Roger Vilain 26 de noviembre de 2012
En la Asamblea Nacional los
oficialistas celebran un golpe de Estado. Elevan a magna fecha el segundo
intento de tomar Miraflores a punta de metralla y tanques, perpetrado el 27 de
noviembre de 1.992.
Según los políticos
en el poder y según quienes ejercen la función de intelectuales gobierneros
(pintores, escritores, músicos, cineastas y otros creadores de viejo y nuevo
cuño), las felonías de aquel ya lejano año están plenamente justificadas:
basta con observar los resultados luego de catorce años en el trono. Hoy por
hoy Venezuela es una maravilla, mírese por donde se mire.
Cada vez que un
dinosaurio accede a un puesto clave en la anatomía política de este país, le da
por emular a Othar, el caballo de Atila. Lugar que pisa, lugar que no verá otra
vez crecer la hierba. Esto implica meterse entre ceja y ceja la falsa idea de
la refundación. Refundar se transforma en logorrea, va a parar en lenguaradas
revolucionarias, será el verbo mimado de cuanto nostálgico de los sesenta
deambule por el patio, al punto de que sus chácharas incluirán mañana, tarde y
noche chasquidos como refundación de la república, refundación de las instituciones,
refundación de la hallaca carupanera, refundación de la patria, refundación de
la democracia, refundación de la Sociedad Protectora de los Comejenes.
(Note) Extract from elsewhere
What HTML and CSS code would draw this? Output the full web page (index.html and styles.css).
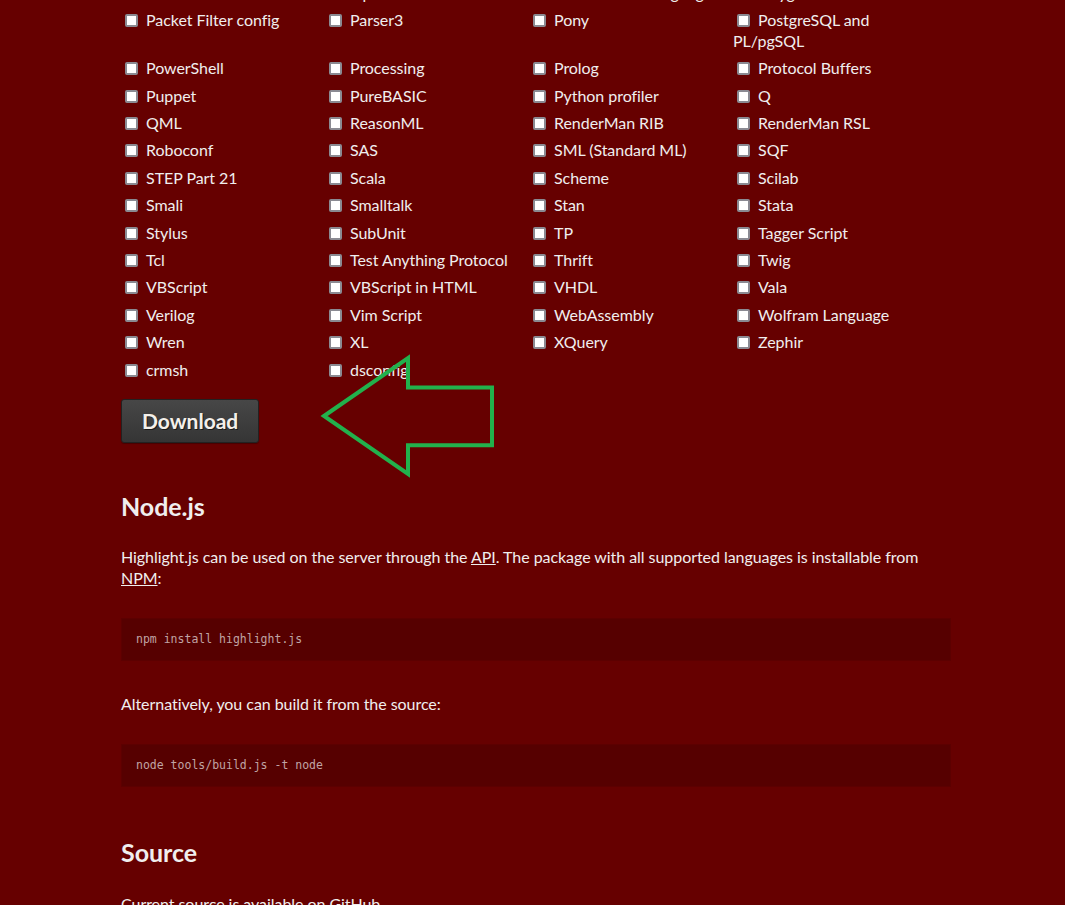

Este es
el país, voy lochas a euros, con más refundaciones sobre el planeta Tierra. La
refundadera del siglo XXI, Sociedad Anónima.
Yo, al escuchar tales
pronunciamientos, me pregunto qué ocurrirá, cómo se darán las conexiones, qué
pasará por la caja craneana, las dendritas, el axón, la banda de mielina y el
cerebelo de Hugo Chávez, Cilia Flores, Nicolás Maduro o esa cáfila de
intelectuales justificadores de cuanto disparate inventa el teniente coronel.
¿Cómo defender lo indefendible? ¿Con qué argumentos pretender una legitimación
del bodrio que gobierna? Hay que ver, menuda ideología, menudas gríngolas se
gastan estos personajes.
En el 213
a.C. hubo alguien que deseó cambiar la historia (y por supuesto refundar)
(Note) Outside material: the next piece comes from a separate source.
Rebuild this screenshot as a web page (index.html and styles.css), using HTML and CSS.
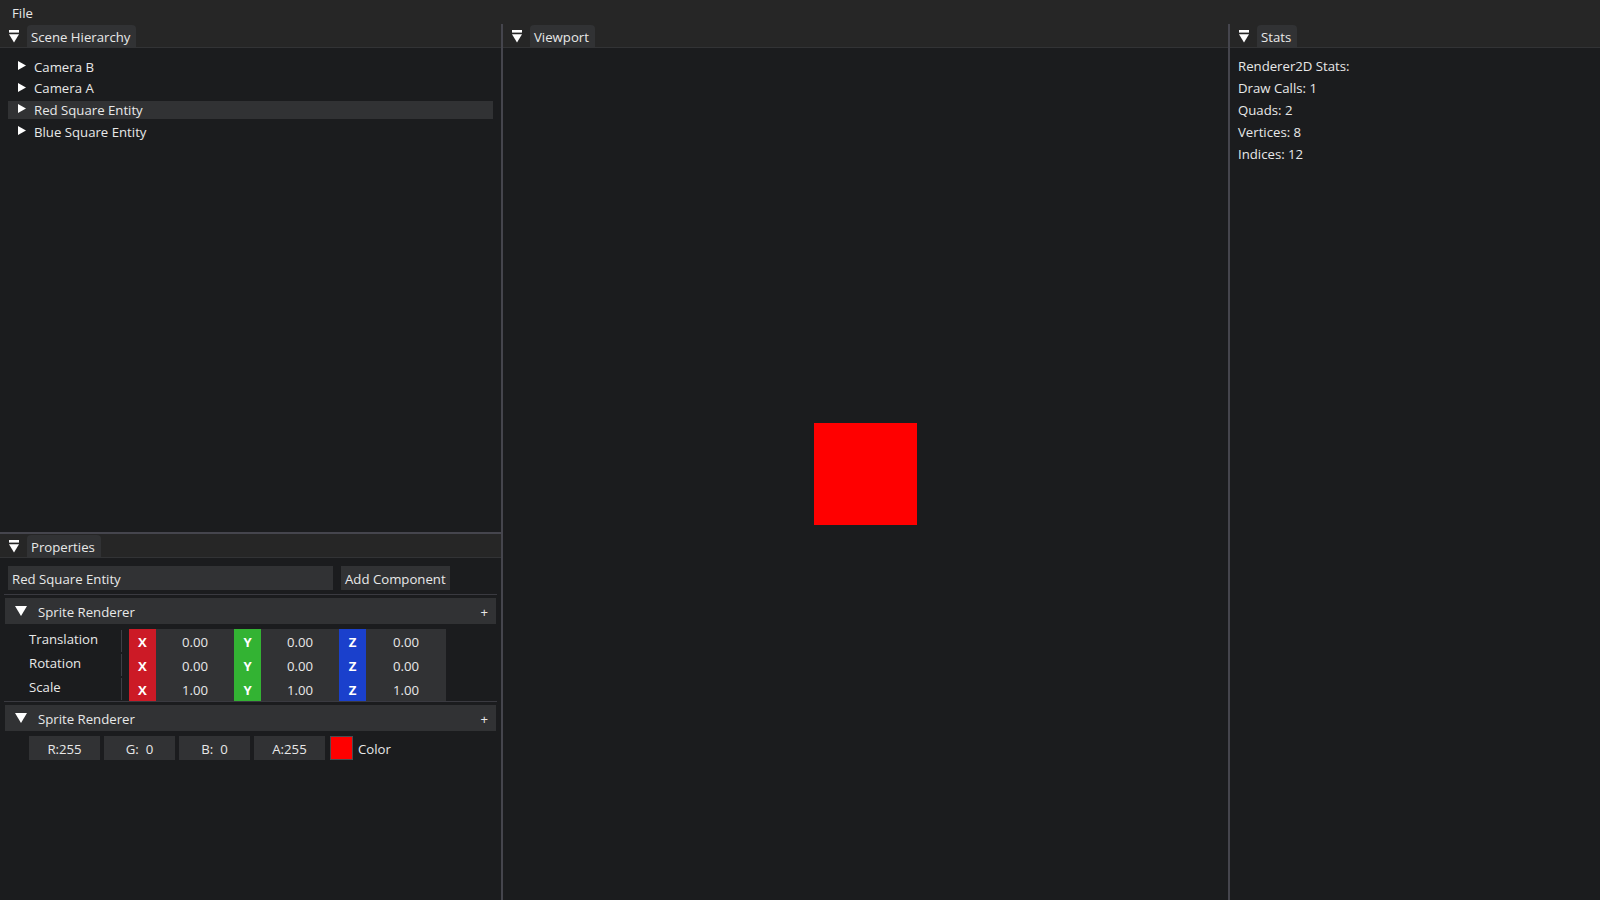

casi tanto como el señor Chávez. Oin Shi Huangdi fue un emperador chino que no
satisfecho con su puesto de mandón sin par creyó que enviando el pasado al
basurero la China de aquellos tiempos, y la del futuro, sería obra enteramente
suya. Tengo la certeza de que la manía refundadora de Chávez y sus adláteres,
por la que pasa el hecho de exaltar a fecha patria lo que han sido vulgares y
brutales intentos de golpes de Estado, tiene en el fondo bastante que ver
con el emperador asiático. En líneas generales todo autócrata en seria
mezcolanza con demagogia y populismo, empeñado además en perpetuarse en el
carguito, acuna el sueño de borrar lo que había antes y reescribir el libro de
un país a su medida. Oin Shi Huangdi ordenó la quema de textos de historia y de
las noticias sobre el pasado. Ordenó asimismo desaparecer las obras de Lao-tsé
y Confucio. Todo escrito alejado de cualquier fin práctico debía llegar a su
fin consumido por el fuego. El objetivo de tamaña piromanía no era otra que
inscribir su nombre como único protagonista y hacedor del territorio, del país
que lo vio nacer. Ya sabemos en qué desembocó esa locura recurrente: la
molienda del tiempo lo mandó a freír monos, aun cuando Oin Shi Huangdi fue un
guerrero inmenso, un hombre con capacidad de sobra para hacerse amo y señor de
la tierra en que vivió. ¿Qué diablos ha demostrado ser el Presidente?
Chávez y quienes lo
ensalzan no refundarán un pepino, no acabarán de un plumazo la historia para
entronizarse ellos, y lo que es peor, destruirán con imaginación y talento lo
poco que continúa en pie. Si un golpe de Estado es vía legítima para llegar al
poder, como sostiene el oficialismo a propósito del levantamiento que celebran
hoy, entonces yo soy astronauta. Ni el 4 de febrero ni el 27 de noviembre del
92 son fechas para estar alegres. Por el contrario, nos recuerdan a los caídos
de esos días, jóvenes embaucados, llevados inútilmente al matadero, y nos
recuerdan que, entre otras cosas, extender cheques en blanco a ignorantes y
aprendices de brujo ávidos de poder total resulta siempre mucho más caro que
plegarse a la democracia, a la civilidad y a la decencia.